(no subject)

Aug 16, 2007 10:15

Занавешивать иконы с утра

Леонид Губанов. Ангел в снегу. М., ИМА-пресс

Вячеслав КУРИЦЫН
газета «Сегодня», 23 ноября 1994 года

Леонид Губанов, если воспользоваться формулировкой составителя и автора предисловия Игоря Дудинского, был одно время "безусловным господином и повелителем площади Маяковского". Эффект забавный, если помнить о мифе, согласно которому площадь Маяковского была полна а) полна оптимизма и б) устремленности вперед. Губанов же поэт отчетливо мрачный (если не спекулировать на том "свете", который, понятное дело, пронизывает всякий весомый творческий жест), ни в какое будущее не устремлен ("Белым мальчикам гулять, голосить. Бледны мачехам цветы выносить, занавешивать иконы с утра..."). Я не склонен искать в этом парадокс, не склонен и думать, что Губанов и более гомонливые маяковцы люди совсем уж разных карассов. Возможно, повод для соположения - температура пафоса. Не смыслы его и содержания, а температура, некий излишний - до зацикливания - напор, надрыв, который, разумеется, следует рассматривать "по происхождению" (кто-то от радости прыгает, а кого-то власти изводят), но мне важнее совпадение графики: пафос. А стон, хохот или крик - задачи биографов.
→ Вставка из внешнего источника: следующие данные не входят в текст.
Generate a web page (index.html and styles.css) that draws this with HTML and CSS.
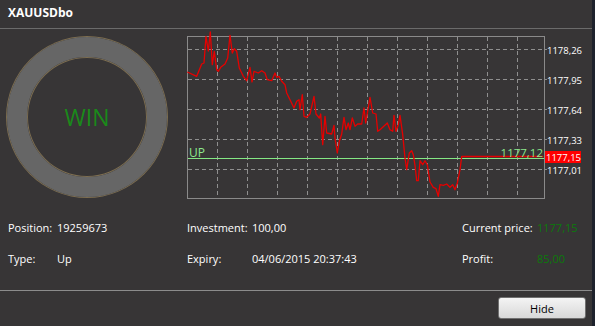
FILE: index.html
```html
<!DOCTYPE html>
<html lang="en">
<head>
    <meta charset="UTF-8">
    <title>XAUUSDbo</title>
    <link rel="stylesheet" href="styles.css">
</head>
<body>
<div class="window">
    <div class="title">XAUUSDbo</div>

    <div class="main">
        <!-- resultado de la opcion -->
        <div class="ring"><span class="ring-text">WIN</span></div>

        <!-- grafico del precio -->
        <svg class="chart" width="412" height="171" viewBox="180 29 412 171">
            <g class="grid">
                <line x1="217.5" y1="37" x2="217.5" y2="198"/>
                <line x1="247.5" y1="37" x2="247.5" y2="198"/>
                <line x1="277.5" y1="37" x2="277.5" y2="198"/>
                <line x1="307.5" y1="37" x2="307.5" y2="198"/>
                <line x1="337.5" y1="37" x2="337.5" y2="198"/>
                <line x1="367.5" y1="37" x2="367.5" y2="198"/>
                <line x1="397.5" y1="37" x2="397.5" y2="198"/>
                <line x1="427.5" y1="37" x2="427.5" y2="198"/>
                <line x1="457.5" y1="37" x2="457.5" y2="198"/>
                <line x1="487.5" y1="37" x2="487.5" y2="198"/>
                <line x1="517.5" y1="37" x2="517.5" y2="198"/>
                <line x1="188" y1="49.5" x2="544" y2="49.5"/>
                <line x1="188" y1="79.5" x2="544" y2="79.5"/>
                <line x1="188" y1="109.5" x2="544" y2="109.5"/>
                <line x1="188" y1="139.5" x2="544" y2="139.5"/>
                <line x1="188" y1="169.5" x2="544" y2="169.5"/>
            </g>
            <rect class="frame" x="187.5" y="36.5" width="357" height="162"/>
            <g class="ticks">
                <line x1="545" y1="49.5" x2="547" y2="49.5"/>
                <line x1="545" y1="79.5" x2="547" y2="79.5"/>
                <line x1="545" y1="109.5" x2="547" y2="109.5"/>
                <line x1="545" y1="139.5" x2="547" y2="139.5"/>
                <line x1="545" y1="169.5" x2="547" y2="169.5"/>
            </g>
            <g class="axis">
                <text x="547" y="53.5">1178,26</text>
                <text x="547" y="83.5">1177,95</text>
                <text x="547" y="113.5">1177,64</text>
                <text x="547" y="143.5">1177,33</text>
                <text x="547" y="173.5">1177,01</text>
            </g>
            <line class="strike" x1="188" y1="158.5" x2="544" y2="158.5"/>
            <text class="strike-label" x="189" y="156.5">UP</text>
            <polyline class="price" points="187.3,72 196.7,76.3 201.7,64 204,63 206,36.3 208.3,51 210.3,32 212.3,64.7 214.3,51.3 216.7,69.7 218.3,71.3 220.7,67.3 225,64 227.7,58 230,35.3 232.3,53 234.3,48.7 236.7,51.3 239.3,68 243.3,76.3 246.7,80.7 250,67.3 252,82 254,71.3 258.3,73 261.7,70.7 265,73 267.3,79.7 271.7,80.7 275,73 276.7,77.3 279,76.3 281.7,81.3 285,84.7 286.7,93 290,99.7 294,108 296.7,101.3 299,99.7 300,109.7 302.3,94.7 304,116.3 306.7,117.3 310,114 314,96.3 316,114 319.3,118 320.7,114 322.7,144.7 325,116.3 326.7,133 331.7,134 334,125.3 335,138 337.3,153 339.3,141.3 341.7,134 344,117.3 346,129.7 348.3,123 350,129.7 352.3,118 355,126.3 357.7,124 361.7,124 364,108 365.7,123 370,97.3 372.7,113 376,114 377.7,131.3 380,129.7 387.3,123 390,129.7 392.7,131.3 394,115.3 396,131.3 398.3,124.7 400,115.3 402.7,134.7 405,158 406.7,169.7 409.3,153 411.7,150.7 413.3,154.7 415,165.3 416.7,180.7 418.3,180.7 420,160.7 422.7,164.7 425,160.7 427.3,164.7 430,182 433.3,187.3 436,188.7 438.3,196.3 440,184.7 443.3,185.3 446.7,184 450,187.3 452.7,184.7 455,189.7 457.3,183 460,169.7 461.7,156.5 543.3,156.5"/>
            <text class="strike-price" x="543" y="157">1177,12</text>
            <rect class="last-box" x="545" y="151" width="36" height="12"/>
            <text class="last-text" x="546" y="160.5">1177,15</text>
        </svg>
    </div>

    <div class="info">
        <span>Position:</span><span>19259673</span>
        <span>Investment:</span><span>100,00</span>
        <span>Current price:</span><span class="green">1177,15</span>

        <span>Type:</span><span>Up</span>
        <span>Expiry:</span><span>04/06/2015 20:37:43</span>
        <span>Profit:</span><span class="green">85,00</span>
    </div>

    <div class="footer">
        <button class="btn">Hide</button>
    </div>
</div>
</body>
</html>
```

FILE: styles.css
```css
html, body {
    margin: 0;
    padding: 0;
    background-color: #373536;
}
body {
    font-family: "Open Sans", Arial, sans-serif;
    font-size: 11px;
    color: #ffffff;
}
.window {
    width: 592px;
    height: 326px;
    border-right: 3px solid #1e222c;
    background-color: #373536;
}
.title {
    height: 28px;
    line-height: 26px;
    padding-left: 8px;
    font-size: 12px;
    font-weight: bold;
    border-bottom: 1px solid #6b6b6b;
}
.main {
    display: flex;
    height: 171px;
}
.ring {
    width: 120px;
    height: 120px;
    margin: 8px 13px 0 7px;
    border: 20px solid #666666;
    border-radius: 50%;
    box-shadow: 0 0 0 1px #7c6d50, inset 0 0 0 1px #7c6d50;
    display: flex;
    align-items: center;
    justify-content: center;
}
.ring-text {
    font-size: 23px;
    color: #1a8a1a;
    line-height: 1;
}
.chart {
    display: block;
}
.grid line {
    stroke: #8f8f8f;
    stroke-width: 1;
    stroke-dasharray: 4 3;
}
.frame {
    fill: none;
    stroke: #8a8a8a;
    stroke-width: 1;
}
.ticks line {
    stroke: #8a8a8a;
    stroke-width: 1;
}
.axis text {
    font-size: 9.5px;
    fill: #ffffff;
}
.strike {
    stroke: #84e884;
    stroke-width: 1;
}
.strike-label {
    font-size: 12px;
    fill: #8ce88c;
}
.price {
    fill: none;
    stroke: #e60000;
    stroke-width: 1.3;
    stroke-linejoin: round;
}
.strike-price {
    font-size: 11.5px;
    fill: #8ce88c;
    text-anchor: end;
}
.last-box {
    fill: #ff0000;
}
.last-text {
    font-size: 9.5px;
    fill: #ffffff;
}
.info {
    display: grid;
    grid-template-columns: 49px 130px 65px 210px 75px auto;
    row-gap: 15px;
    padding: 20px 0 23px 8px;
    height: 47px;
    line-height: 16px;
    border-bottom: 1px solid #8c8c8c;
}
.green {
    color: #0b7a0b;
}
.footer {
    display: flex;
    justify-content: flex-end;
    padding: 6px 6px 0 0;
}
.btn {
    width: 88px;
    height: 22px;
    font-family: "Open Sans", Arial, sans-serif;
    font-size: 11px;
    color: #000000;
    background: linear-gradient(#f4f4f4, #e6e6e6 50%, #d8d8d8);
    border: 1px solid #707070;
    border-radius: 3px;
    padding: 0;
}
```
Губанов писал, а, вероятно, и жил очень нервично, теперь, слава богу, к такой жизни поводов у нас стало меньше. Стихи его гудят, как провода, от обилия параллельных конструкций. Есть где-то земля, и я назовусь ее именем. Есть где-то земля, пропитанная слезами. Есть где-то земля, как Цветаева ранняя, в мочках. В сентябре вода прибывает. В сентябре гробы забивают. В сентябре мой окунь спешит. В сентябре молодкам грешить. Мне плохо, плохо, плохо, плохо. Я - ничей, ничей, ничей. Когда-нибудь все мальчишки России зарастут моими стихами. Когда-нибудь все погоны будут охотиться за пацаном. Когда-нибудь пойдет дождь, дождь, дождь. Таких примеров можно привести сотни. Можно сказать: всего лишь прием и не самый удачный. Да, прием и не самый удачный, но Губанов, конечно, как стихотворец грамотный, мог поумериться как-нибудь в неудачном приеме, когда б то был всего лишь неудачный прием. За этой версификаторской привычкой, очевидно, стоит нечто такое, что ни волевым, ни профессиональным усилием не отменяется. Так говорит тот, кто привык, что его не слушают, но не может не говорить: раз, раз, раз, в стенку, в стенку, в стенку. В общем, говорение почти истеричное: стихи украшающее (нам, что ли, нравится жить в стране, где чем больше страдаешь, тем лучше пишешь, что, конечно, совершенно дико, если отнестись к этому без особых идеологий), но здоровью и долголетию автора способствующее едва ли.

Важно, что такая методика вбивания гвоздей ("дай мне мирра, мирра, мирра, мирра, мирра") располагается где-то совсем рядом с методикой ритуального заговаривания, заборматывания, магического укрощения недоброй реальности: жест, в общем, такой же, но несколько иное выражение лица. Чтобы стать магом, надо полюбить монотонность, чего, очевидно, губановский темперамент позволить не мог. Очень много всякого "я" в стихах - ягода того же поля. По моим наблюдениям, якающий человек очень часто, думая о вселенском, самого себя как раз спасти и забывает. Губанов пример яркий: "Отвергаю Рай, где проститутка-свеча! выбираю Ад, где Ангел в снегу!" Я, в общем, настороженно отношусь к таким заявлениям и уверен, что думать надо прежде всего о себе и своих нервах, а остальное - мировое - случится как-нибудь само. Однако, эпоху для того и меняли, чтобы было можно так думать.

Я мало что понимаю в поэзии, но рискну предположить, что Губанов поэт хороший. Прежде всего - хорошо качающий ритм. "Церковь не умеет летать. Не умеет летать церковь с целою пригоршнею музыкальных денег. Ну а я в тебя не умею целиться, и всему виной - ресницы девок". Даже "маяковские" (уже не в смысле площади, а в смысле поэта такого) строчки - "афоризмы своего разрезанного горла" - борозды не портят. Но это мне, вечернему неторопливому читателю.

Жалеть человека - пошло. Корить коммунистов за то, что они козлы, - пошло. Есть предложение порадоваться еще раз, что нам соблаговолили дать что-то вроде свободы. Лучше быть третьеразрядным литератором в демократии, чем Поэтом при Деспотии. Но чтобы это понять, кому-то - обычная история - приходилось обживать реальную, сермяжную плаху. Хорошо, что есть книга Губанова. Хорошо, что кто-то о ком-то помнит.